Mais enfin, que sait-il, avant tout ?
— Que l’idée de la liberté implique l’idée d’une prison ou de chaînes. Que le concret de la liberté implique un concret de chaînes.
Pas de véhémence qui ne véhicule les obstacles qui la provoquèrent et l’entretiennent.
Pas de torrent ravageur sans cailloux dans la bouche.
On ne monte pas au ciel sinon par les barreaux d’une échelle. Tout a lieu en lieu obscène.
Les plus « pures » abstractions (formules mathématiques) n’ont lieu que par la craie écrasée sur l’ardoise ou l’encre tachant le papier.
Enfin, pas de torrent sans rives (ouvertes parfois sur la gauche, abruptement bornées sur la droite), ni sans rochers à chaque pas dans son lit.

*

Bref, ressaisi par la notion en moi de Denis Roche, où s’aperçoit le jaillissement avant que se montre la roche, quand je m’endors, quel plaisir !

*

La nature seule fait des miracles.
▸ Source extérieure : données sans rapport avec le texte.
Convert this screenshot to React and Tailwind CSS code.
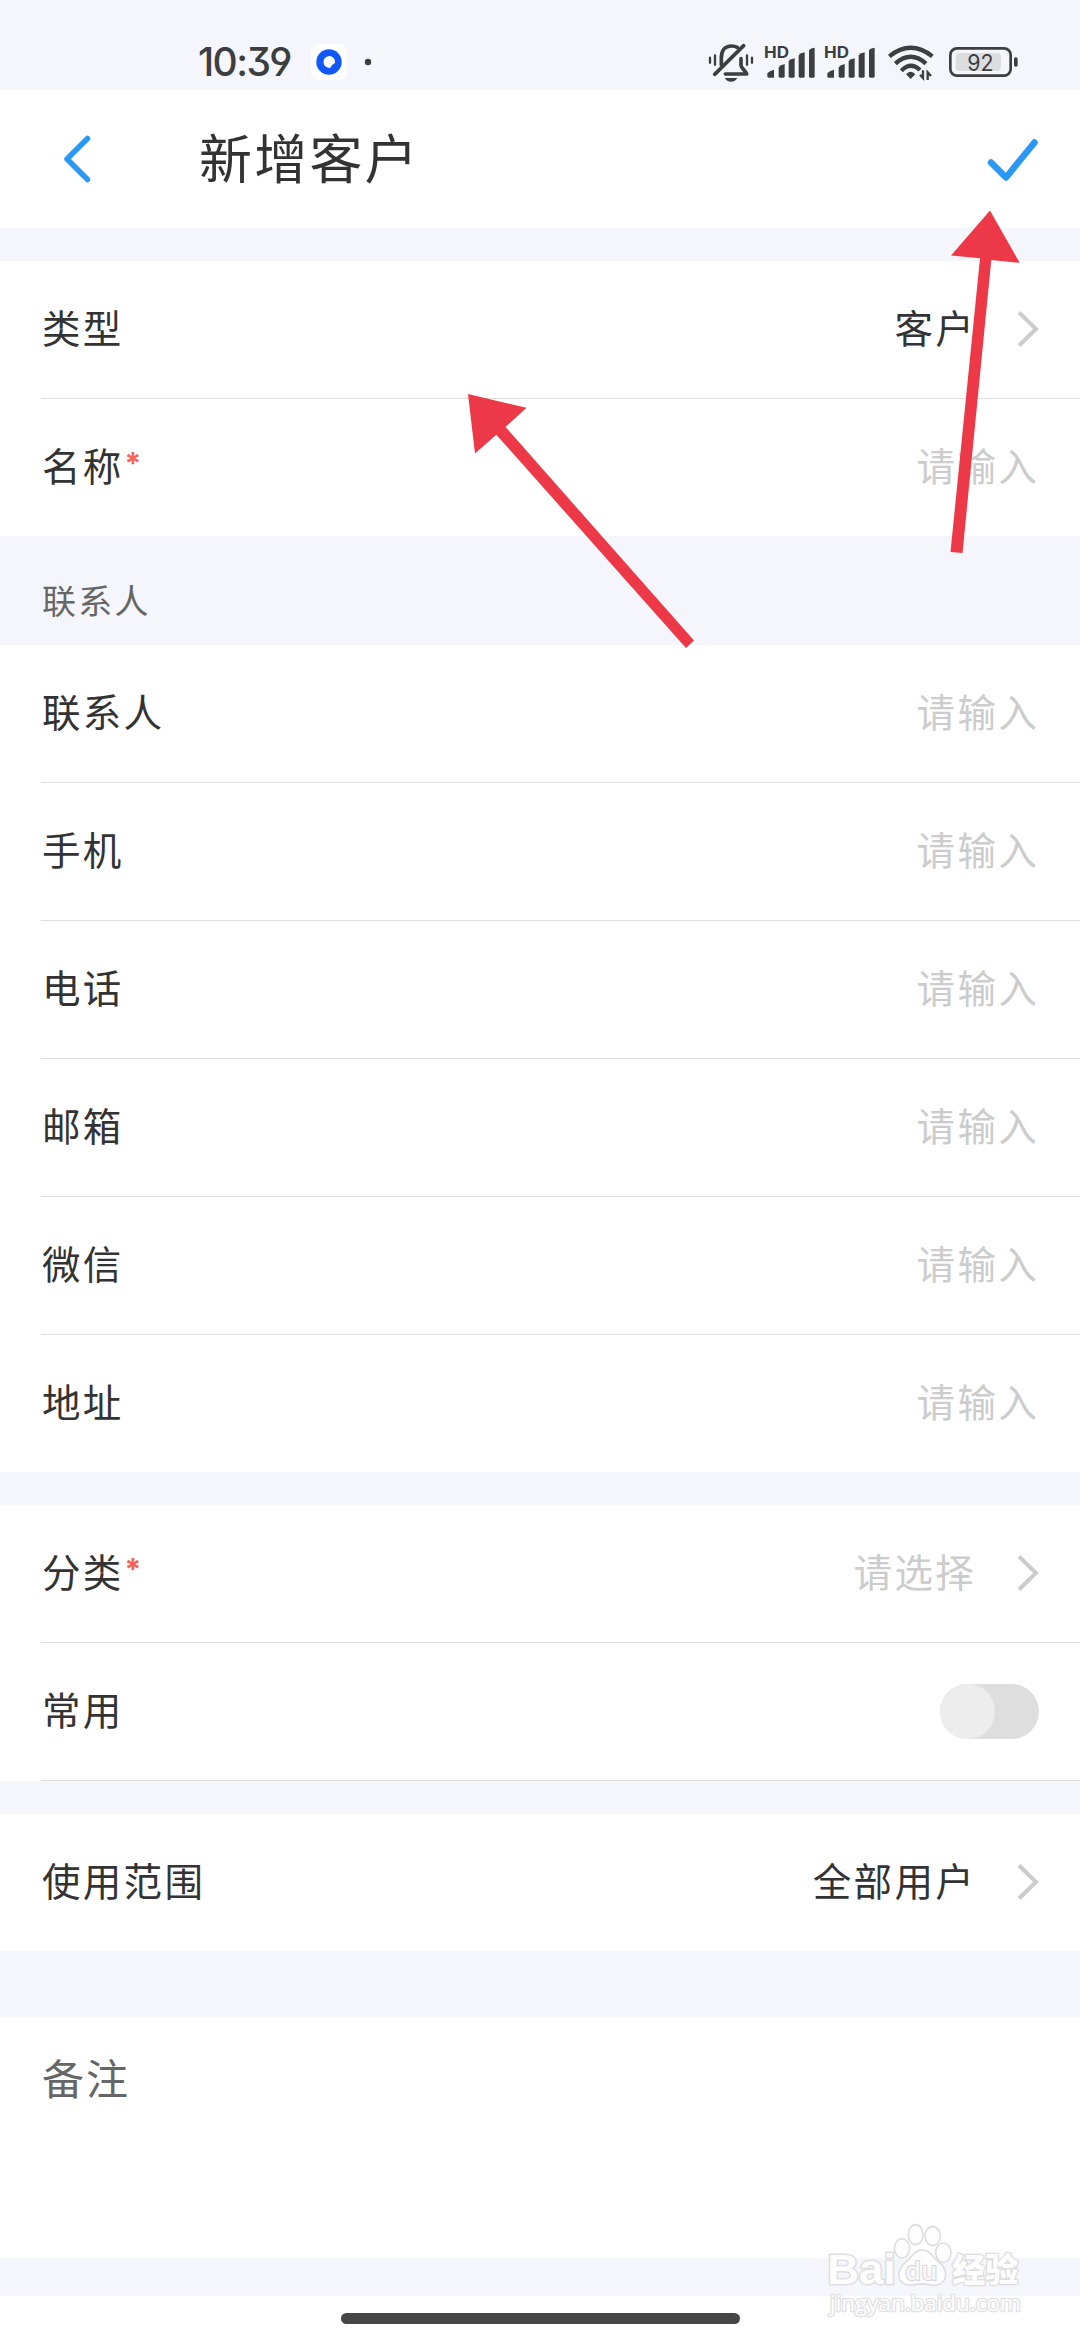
import React, { useState } from "react";

const contactFields = ["联系人", "手机", "电话", "邮箱", "微信", "地址"];

function StatusIcons() {
  return (
    <svg className="h-[70px] w-[360px]" viewBox="0 0 1080 210" fill="none">
      {/* muted bell */}
      <g stroke="#3d3e40" strokeWidth="11" strokeLinecap="round" strokeLinejoin="round">
        <path d="M94 104 V84 C94 60 106 48 124 48 C131 48 137 49 142 52" />
        <path d="M153 86 V104 C153 114 166 122 170 132 H106" />
        <path d="M161 47 L74 133" />
        <path d="M60 83 V98 M75 76 V104 M171 76 V104 M186 83 V98" strokeWidth="7" />
      </g>
      <path d="M104 144 H142 Q136 155 123 155 Q110 155 104 144 Z" fill="#3d3e40" />

      {/* two sim cards */}
      {[0, 180].map((x) => (
        <g key={x} transform={`translate(${x} 0)`} fill="#3d3e40">
          <text x="222" y="84" fontSize="47" fontWeight="700" fontFamily="Inter, sans-serif" textLength="75" lengthAdjust="spacingAndGlyphs">
            HD
          </text>
          <path d="M232 130 Q240 121 252 119 V143 H236 Q232 143 232 139 Z" />
          <path d="M266 112 Q272 105 284 102 V139 Q284 143 280 143 H270 Q266 143 266 139 Z" />
          <path d="M296 93 Q302 87 314 85 V139 Q314 143 310 143 H300 Q296 143 296 139 Z" />
          <path d="M326 76 Q332 69 344 67 V139 Q344 143 340 143 H330 Q326 143 326 139 Z" />
          <path d="M357 60 Q362 54 374 53 V139 Q374 143 370 143 H361 Q357 143 357 139 Z" />
        </g>
      ))}

      {/* wifi */}
      <g stroke="#3d3e40" strokeWidth="13">
        <path d="M598 79 Q662 28 727 79" />
        <path d="M616 101 Q662 60 708 101" />
        <path d="M634 122 Q662 94 690 120" />
      </g>
      <path d="M651 133 Q662 122 673 133 L662 144 Z" fill="#3d3e40" stroke="#3d3e40" strokeWidth="4" strokeLinejoin="round" />
      <path d="M690 134 L699 144 V121 M713 150 V127 L723 138" stroke="#3d3e40" strokeWidth="7" />

      {/* battery */}
      <rect x="797" y="69" width="136" height="54" rx="12" fill="#dcdde0" />
      <rect x="781" y="55" width="181" height="82" rx="20" stroke="#3d3e40" strokeWidth="8" />
      <rect x="972" y="82" width="11" height="28" rx="5" fill="#3d3e40" />
      <text x="832" y="122" fontSize="69" fontFamily="Inter, sans-serif" fill="#3d3e40" textLength="79" lengthAdjust="spacingAndGlyphs">
        92
      </text>
    </svg>
  );
}

function StatusBar() {
  return (
    <div className="flex h-[90px] items-start pt-[30px] pr-[30px] pl-[198px]">
      <span className="w-[113px] text-[39px] leading-[64px] font-medium tracking-[-1.6px] text-[#3d3e40] [font-feature-settings:'cv09','ss01']">
        10:39
      </span>
      <svg className="mt-[4px] h-[56px] w-[70px]" viewBox="0 0 70 56">
        <rect x="0" y="10" width="36" height="36" rx="8" fill="#fff" />
        <circle cx="18" cy="28" r="12.7" fill="#1257fb" />
        <path d="M18 22 A6 6 0 1 0 19 34 Q20 31 24 29 A6 6 0 0 0 18 22 Z" fill="#fff" />
        <circle cx="57" cy="28" r="3.2" fill="#3d3e40" />
      </svg>
      <div className="ml-auto">
        <StatusIcons />
      </div>
    </div>
  );
}

function Header() {
  return (
    <header className="flex h-[138px] items-center bg-white pr-[41px] pl-[62px]">
      <button className="w-[137px]">
        <svg className="h-[50px] w-[32px]" viewBox="0 0 32 50" fill="none">
          <path d="M25.5 4.5 L5 25 L25.5 45.5" stroke="#2b98f3" strokeWidth="5.5" strokeLinecap="round" strokeLinejoin="round" />
        </svg>
      </button>
      <h1 className="pt-[2px] text-[53px] leading-none tracking-[2.2px]">新增客户</h1>
      <button className="ml-auto">
        <svg className="h-[50px] w-[54px]" viewBox="0 0 54 50" fill="none">
          <path d="M6 28.5 L21 43.5 L49.5 8.5" stroke="#2b98f3" strokeWidth="6.5" strokeLinecap="round" strokeLinejoin="round" />
        </svg>
      </button>
    </header>
  );
}

function Chevron() {
  return (
    <svg className="ml-[41px] h-[40px] w-[22px]" viewBox="0 0 22 40" fill="none">
      <path d="M2 2.5 L19 19 L2 35.5" stroke="#ccc" strokeWidth="4" />
    </svg>
  );
}

function Row({ label, required, line = true, children }) {
  return (
    <div className="pl-[41px]">
      <div className={line ? "border-b border-[#dedede]" : ""}>
        <div className="flex h-[137px] items-center pr-[41px] pl-[1px] text-[38.5px] tracking-[2.3px]">
          <span className="pt-[1px]">{label}</span>
          {required && <span className="-mt-[8px] ml-[1px] text-[30px] font-bold text-[#f5635a]">*</span>}
          <div className="ml-auto flex items-center">{children}</div>
        </div>
      </div>
    </div>
  );
}

function Placeholder({ text }) {
  return <span className="pt-[1px] text-[#ccc]">{text}</span>;
}

function Arrows() {
  return (
    <svg className="pointer-events-none absolute top-0 left-0 h-[700px] w-[1080px]" viewBox="0 0 1080 700" fill="#ed3947">
      <path d="M468 394 L526.5 407.8 L505.5 427 L694 640.5 L686 648 L496.3 434.7 L475 453.5 Z" />
      <path d="M990 210.5 L1019.7 262.8 L991.3 260 L962.5 553 L950.5 552 L980 258.3 L951 255.5 Z" />
    </svg>
  );
}

function Watermark() {
  return (
    <svg
      className="pointer-events-none absolute top-[2200px] left-[780px] h-[140px] w-[300px]"
      viewBox="0 0 900 420"
      fill="#fdfdfe"
      stroke="#dedee0"
      strokeWidth="5"
      strokeLinejoin="round"
    >
      <text x="142" y="252" fontSize="130" fontWeight="700" fontFamily="Liberation Sans, sans-serif" textLength="205" lengthAdjust="spacingAndGlyphs" strokeWidth="9" paintOrder="stroke">
        Bai
      </text>
      <ellipse cx="366" cy="145" rx="23" ry="29" />
      <ellipse cx="407" cy="104" rx="22" ry="30" />
      <ellipse cx="458" cy="108" rx="23" ry="29" />
      <ellipse cx="490" cy="158" rx="23" ry="29" />
      <path d="M427 150 C450 150 458 172 474 184 C492 198 501 212 496 232 C490 254 468 258 448 254 C434 251 420 251 406 254 C386 258 362 254 357 232 C353 212 363 198 379 184 C395 171 404 150 427 150 Z" />
      <text x="376" y="240" fontSize="78" fontWeight="600" fontFamily="Open Sans, sans-serif" textLength="96" lengthAdjust="spacingAndGlyphs" fill="#f7f7f9" stroke="#d4d4d6" strokeWidth="6" paintOrder="stroke">
        du
      </text>
      <text x="517" y="245" fontSize="99" fontWeight="900" fontFamily="Noto Sans CJK SC, sans-serif" textLength="198" strokeWidth="8" paintOrder="stroke">
        经验
      </text>
      <text x="150" y="332" fontSize="64" fontFamily="Open Sans, sans-serif" textLength="572" lengthAdjust="spacingAndGlyphs" stroke="#e2e2e4" strokeWidth="8" paintOrder="stroke">
        jingyan.baidu.com
      </text>
    </svg>
  );
}

function App() {
  const [common, setCommon] = useState(false);

  return (
    <div className="relative h-[2340px] w-[1080px] overflow-hidden bg-[#f5f6fb] font-['Inter','Noto_Sans_CJK_SC',sans-serif] text-[#333]">
      <StatusBar />
      <Header />

      <section className="mt-[33px] bg-white">
        <Row label="类型">
          <span className="pt-[1px]">客户</span>
          <Chevron />
        </Row>
        <Row label="名称" required line={false}>
          <Placeholder text="请输入" />
        </Row>
      </section>

      <h2 className="flex h-[109px] items-center pt-[22px] pl-[42px] text-[34px] tracking-[2.2px] text-[#666]">联系人</h2>

      <section className="bg-white">
        {contactFields.map((field, index) => (
          <Row key={field} label={field} line={index < contactFields.length - 1}>
            <Placeholder text="请输入" />
          </Row>
        ))}
      </section>

      <section className="mt-[33px] bg-white">
        <Row label="分类" required>
          <Placeholder text="请选择" />
          <Chevron />
        </Row>
        <Row label="常用">
          <button
            onClick={() => setCommon(!common)}
            className={`flex h-[55px] w-[99px] rounded-full bg-[#dedede] ${common ? "justify-end" : "justify-start"}`}
          >
            <span className="h-[55px] w-[55px] rounded-full bg-[#ededed]" />
          </button>
        </Row>
      </section>

      <section className="mt-[33px] bg-white">
        <Row label="使用范围" line={false}>
          <span className="pt-[1px]">全部用户</span>
          <Chevron />
        </Row>
      </section>

      <section className="mt-[66px] h-[241px] bg-white pt-[31px] pl-[42px] text-[42px] leading-[64px] tracking-[2px] text-[#666]">
        备注
      </section>

      <div className="mt-[38px] flex h-[44px] justify-center bg-white pt-[17px]">
        <div className="h-[11px] w-[399px] rounded-full bg-[#464646]" />
      </div>

      <Arrows />
      <Watermark />
    </div>
  );
}

export default App;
Rions de ceux qui peuvent croire qu’une quelconque transcendance nous les envoie de là-haut.

« ..............................Dein Gnatia lymphis
« lratis exstructa dedit risusque jocosque,
« Dum flamma sine tura liquescere limine sacro
« Persuadere cupit : credat Judaeus A pella ,
« Non ego ; namque deos didici securum agere aevum
« Nec, siquid miri faciat natura, deos id
« Tristes ex alto caeli demittere tecto ».

(Horace, Sat. , IV. 97- 103)

Ah ! Buvons, nous aussi, de cette éternelle eau de roche (qui nous vient d’Épicure et de plus loin encore)...

Francis Ponge
Le Mas des Vergers, Octobre 1974.
repris dans Nouveau nouveau Recueil.

Note : Ce texte de Ponge a été écrit après la rupture, en 1973, entre Ponge et Tel Quel, suite à un article de Marcelin Pleynet sur Braque (cf. Explications) et après que Denis Roche en eut quitté le comité de rédaction pour des raisons tout autres, d’où les allusions qui le parsèment (« la pénéplaine », c’est évidemment Pleynet). A.G.